Scientific and unscientific research on ‘techno-treachery’

Friends Provident (a financial services company) has garnered a fair amount of interest in the media with a pop survey of deception behaviour. Here’s how Reuters (28 Dec) covered it:
Gadgets seen as best way to tell white lies

More than four out of five people admit to telling little white lies at least once a day and the preferred way of being “economical with the truth” is to use technology such as cell phones, texts and e-mails, a survey on Thursday said.

The research by UK pollsters 72 Point found that “techno-treachery” was widespread with nearly 75 percent of people saying gadgets like Blackberrys made it easier to fib.

Just over half of respondents said using gadgets made them feel less guilty when telling a lie than doing it face to face, the study on behalf of financial services group Friends Provident found.

You can find the Friends Provident press release here. This seems to be becoming an annual adventure for FP – in December 2005 they announced another new survey on lying in a press release entitled “Three in four Britons tell white lies at least once a day“. Some of the topics were the same in the 2005 study as the 2006 one, and comparing the reported percentage agreements will give you a good idea of how ‘scientific’ these surveys are (or aren’t).

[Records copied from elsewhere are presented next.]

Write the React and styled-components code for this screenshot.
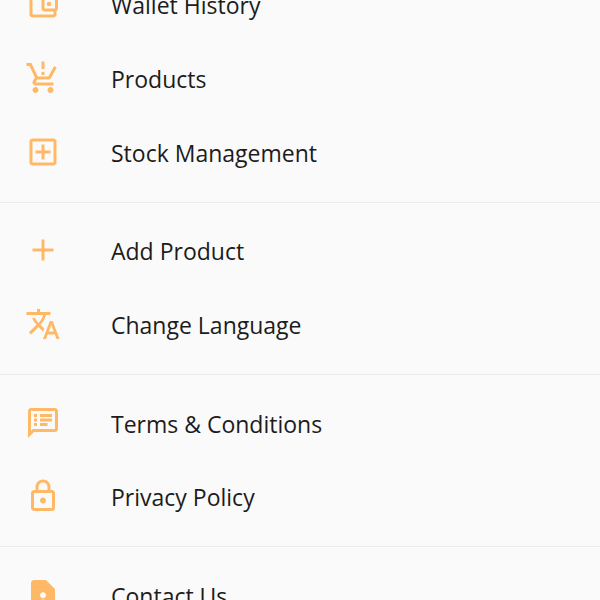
import React from 'react'
import styled, { createGlobalStyle } from 'styled-components'

const GlobalStyle = createGlobalStyle`
  html, body {
    margin: 0;
    height: 100%;
    overflow: hidden;
    background: #fafafa;
  }
`

const Drawer = styled.nav`
  width: 600px;
  height: 600px;
  overflow: hidden;
  background: #fafafa;
  font-family: 'Open Sans', sans-serif;
`

// the list is scrolled, the first row is cut off by the top of the screen
const ScrollArea = styled.div`
  margin-top: -31.5px;
`

const Section = styled.section`
  padding: 12px 0;
  border-bottom: 1px solid #ebebeb;

  &:first-child {
    padding-top: 0;
  }

  &:last-child {
    border-bottom: none;
  }
`

const Row = styled.div`
  height: 73.7px;
  display: flex;
  align-items: center;
  padding-left: 25px;
`

const IconBox = styled.svg`
  width: 36px;
  height: 36px;
  flex-shrink: 0;
  margin-right: 50px;
  margin-top: -2px;
  fill: #ffb966;
`

const Label = styled.span`
  font-size: 23px;
  color: #1c1c1c;
  white-space: nowrap;
`

const icons = {
  wallet:
    'M21 7.28V5c0-1.1-.9-2-2-2H5c-1.11 0-2 .9-2 2v14c0 1.1.89 2 2 2h14c1.1 0 2-.9 2-2v-2.28c.59-.35 1-.98 1-1.72V9c0-.74-.41-1.37-1-1.72zM20 9v6h-7V9h7zM5 19V5h14v2h-6c-1.1 0-2 .9-2 2v6c0 1.1.9 2 2 2h6v2H5zM16 13.5a1.5 1.5 0 1 0 0-3 1.5 1.5 0 0 0 0 3z',
  cart:
    'M13 10h-2V8h2v2zm0-4h-2V1h2v5zM7 18c-1.1 0-1.99.9-1.99 2S5.9 22 7 22s2-.9 2-2-.9-2-2-2zm10 0c-1.1 0-1.99.9-1.99 2s.89 2 1.99 2 2-.9 2-2-.9-2-2-2zm-9.83-3.25l.03-.12.9-1.63h7.45c.75 0 1.41-.41 1.75-1.03l3.86-7.01L19.42 4l-3.87 7H8.53L4.27 2H1v2h2l3.6 7.59-1.35 2.44C4.52 15.37 5.48 17 7 17h12v-2H7.42c-.13 0-.25-.11-.25-.25z',
  addBox:
    'M19 3H5c-1.11 0-2 .9-2 2v14c0 1.1.89 2 2 2h14c1.1 0 2-.9 2-2V5c0-1.1-.9-2-2-2zm0 16H5V5h14v14zm-8-2h2v-4h4v-2h-4V7h-2v4H7v2h4z',
  add: 'M19 13h-6v6h-2v-6H5v-2h6V5h2v6h6v2z',
  translate:
    'M12.87 15.07l-2.54-2.51.03-.03c1.74-1.94 2.98-4.17 3.71-6.53H17V4h-7V2H8v2H1v1.99h11.17C11.5 7.92 10.44 9.75 9 11.35 8.07 10.32 7.3 9.19 6.69 8h-2c.73 1.63 1.73 3.17 2.98 4.56l-5.09 5.02L4 19l5-5 3.11 3.11.76-2.04zM18.5 10h-2L12 22h2l1.12-3h4.75L21 22h2l-4.5-12zm-2.62 7l1.62-4.33L19.12 17h-3.24z',
  notes:
    'M20 2H4c-1.1 0-1.99.9-1.99 2L2 22l4-4h14c1.1 0 2-.9 2-2V4c0-1.1-.9-2-2-2zm0 14H5.17l-.59.59-.58.58V4h16v12zM6 12h2v2H6zm0-3h2v2H6zm0-3h2v2H6zm4 6h5v2h-5zm0-3h8v2h-8zm0-3h8v2h-8z',
  lock:
    'M18 8h-1V6c0-2.76-2.24-5-5-5S7 3.24 7 6v2H6c-1.1 0-2 .9-2 2v10c0 1.1.9 2 2 2h12c1.1 0 2-.9 2-2V10c0-1.1-.9-2-2-2zM9 6c0-1.66 1.34-3 3-3s3 1.34 3 3v2H9V6zm9 14H6V10h12v10zm-6-3c1.1 0 2-.9 2-2s-.9-2-2-2-2 .9-2 2 .9 2 2 2z',
  contact:
    'M14 2H6c-1.1 0-2 .9-2 2v16c0 1.1.9 2 2 2h12c1.1 0 2-.9 2-2V8l-6-6zm-2 8.2c1.1 0 2 .9 2 2s-.9 2-2 2-2-.9-2-2 .9-2 2-2zm4 8H8v-.57c0-.81.48-1.53 1.22-1.85.85-.37 1.79-.58 2.78-.58.99 0 1.93.21 2.78.58.74.32 1.22 1.04 1.22 1.85v.57z',
}

const sections = [
  [
    { icon: 'wallet', label: 'Wallet History' },
    { icon: 'cart', label: 'Products' },
    { icon: 'addBox', label: 'Stock Management' },
  ],
  [
    { icon: 'add', label: 'Add Product' },
    { icon: 'translate', label: 'Change Language' },
  ],
  [
    { icon: 'notes', label: 'Terms & Conditions' },
    { icon: 'lock', label: 'Privacy Policy' },
  ],
  [{ icon: 'contact', label: 'Contact Us' }],
]

const MenuRow = ({ icon, label }) => (
  <Row>
    <IconBox viewBox="0 0 24 24">
      <path d={icons[icon]} />
    </IconBox>
    <Label>{label}</Label>
  </Row>
)

const App = () => (
  <Drawer>
    <GlobalStyle />
    <ScrollArea>
      {sections.map((rows, index) => (
        <Section key={index}>
          {rows.map((row) => (
            <MenuRow key={row.label} {...row} />
          ))}
        </Section>
      ))}
    </ScrollArea>
  </Drawer>
)

export default App
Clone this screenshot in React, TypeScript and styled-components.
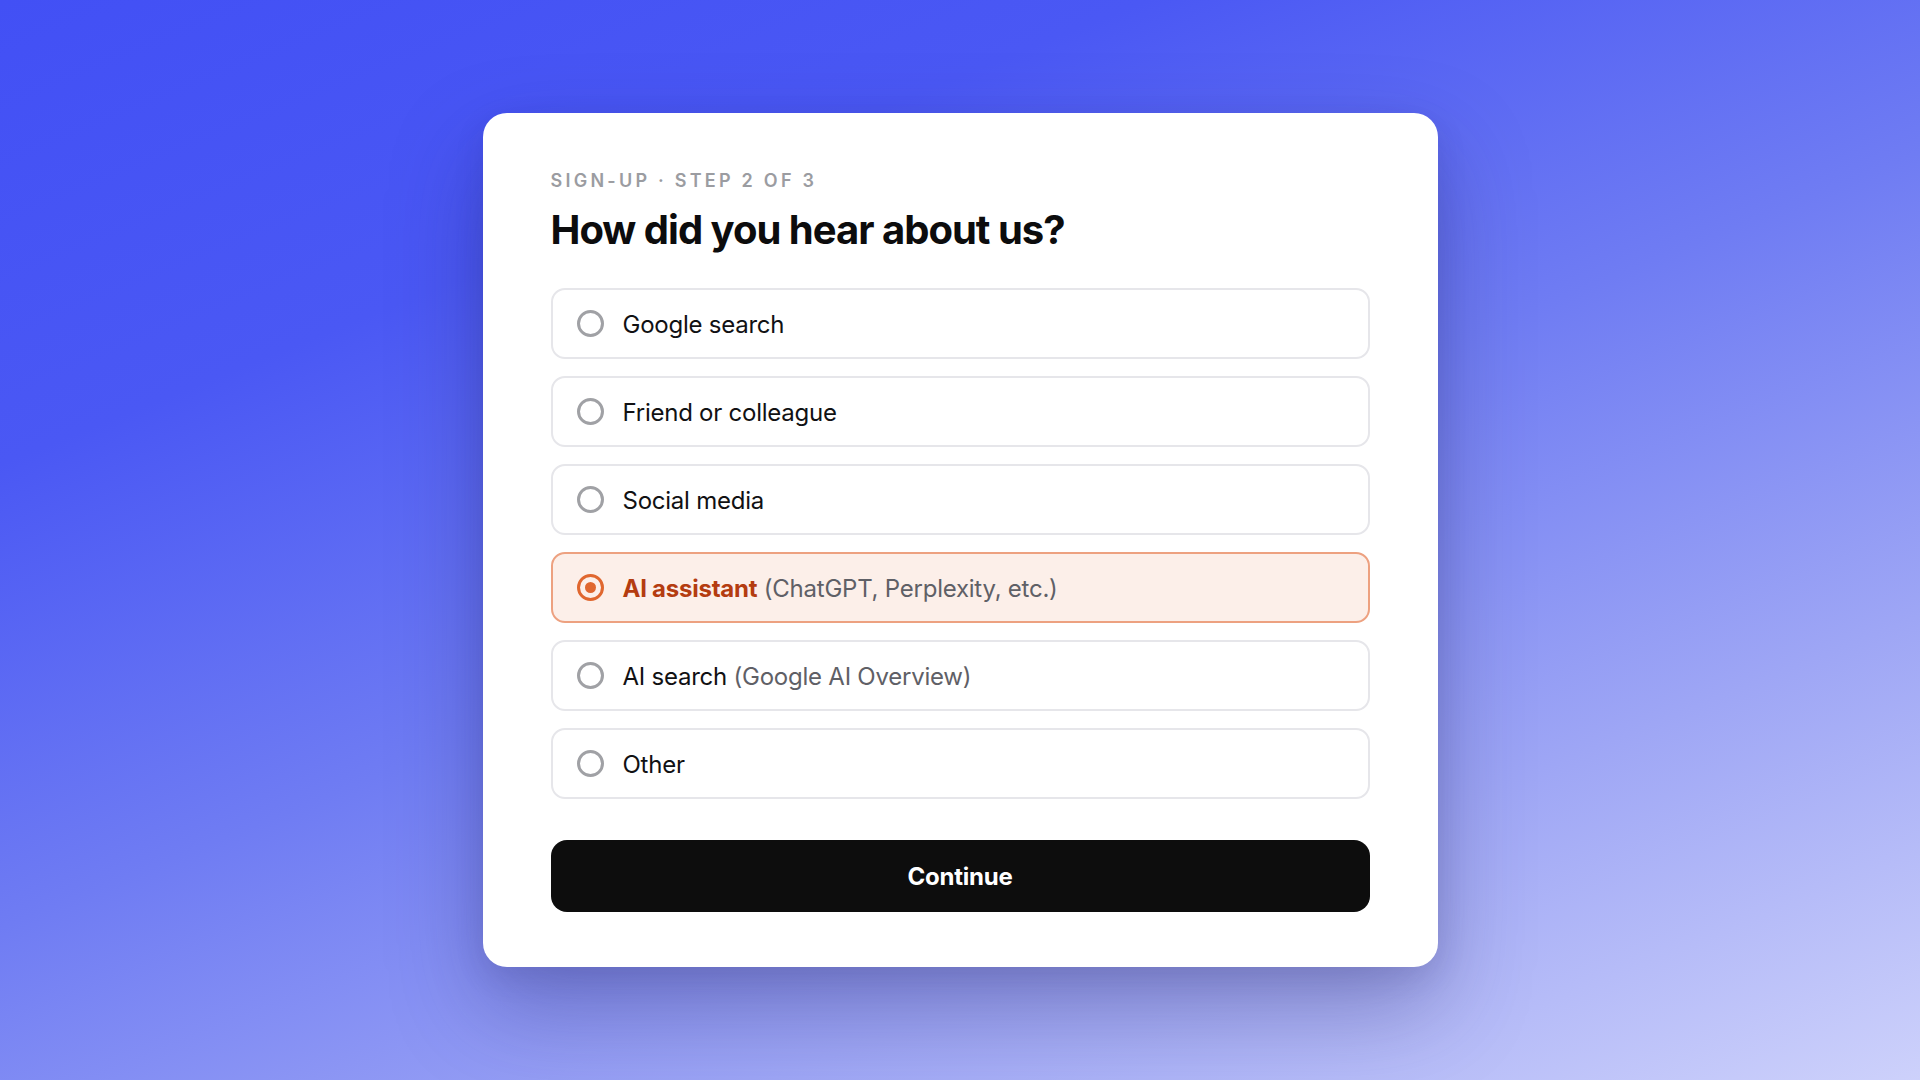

If you would like to read real scientific research on deception and computer-mediated communication, you could take a look at the work of Lina Zhou who has has been researching deception via gadets and online for the last few years, or Adam Joinson, who has a book coming out in 2007 on “Truth, Trust and Lies on the Internet”. Or try Hancock et al.’s 2004 study of deception via email, phone and face to face communication. Here are some references to get you started:

* Hancock, J. T., Thom-Santelli, J., & Ritchie, T. (2004). Deception and Design: The Impact of Communication Technology on Lying Behavior. Letters CHI, 6(1). See also Tasty Research commentary.
* Joinson, A.N. and Dietz-Uhler, B. (2002). Explanations for the perpetration of and reactions to deception in a virtual community. [PDF full text] Social Science Computer Review, 20 (3), 275-289.
* Zhou, L. (2005). An empirical investigation of deception behavior in instant messaging. Ieee Transactions on Professional Communication, 48(2), 147-160.
* Zhou, L., Burgoon, J. K., Zhang, D. S., & Nunamaker, J. F. (2004). Language dominance in interpersonal deception in computer-mediated communication. Computers in Human Behavior, 20(3), 381-402.
* Zhou, L., Burgoon, J. K., & Twitchell, D. P. (2003). A longitudinal analysis of language behavior of deception in e-mail. In Intelligence and Security Informatics, Proceedings (Vol. 2665, pp. 102-110).
* Zhou, L., Burgoon, J. K., Twitchell, D. P., Qin, T. T., & Nunamaker, J. F. (2004). A comparison of classification methods for predicting deception in computer-mediated communication.[PDF full text] Journal of Management Information Systems, 20(4), 139-165.

    Griping aside, I do like the term ‘techno-treachery’ though!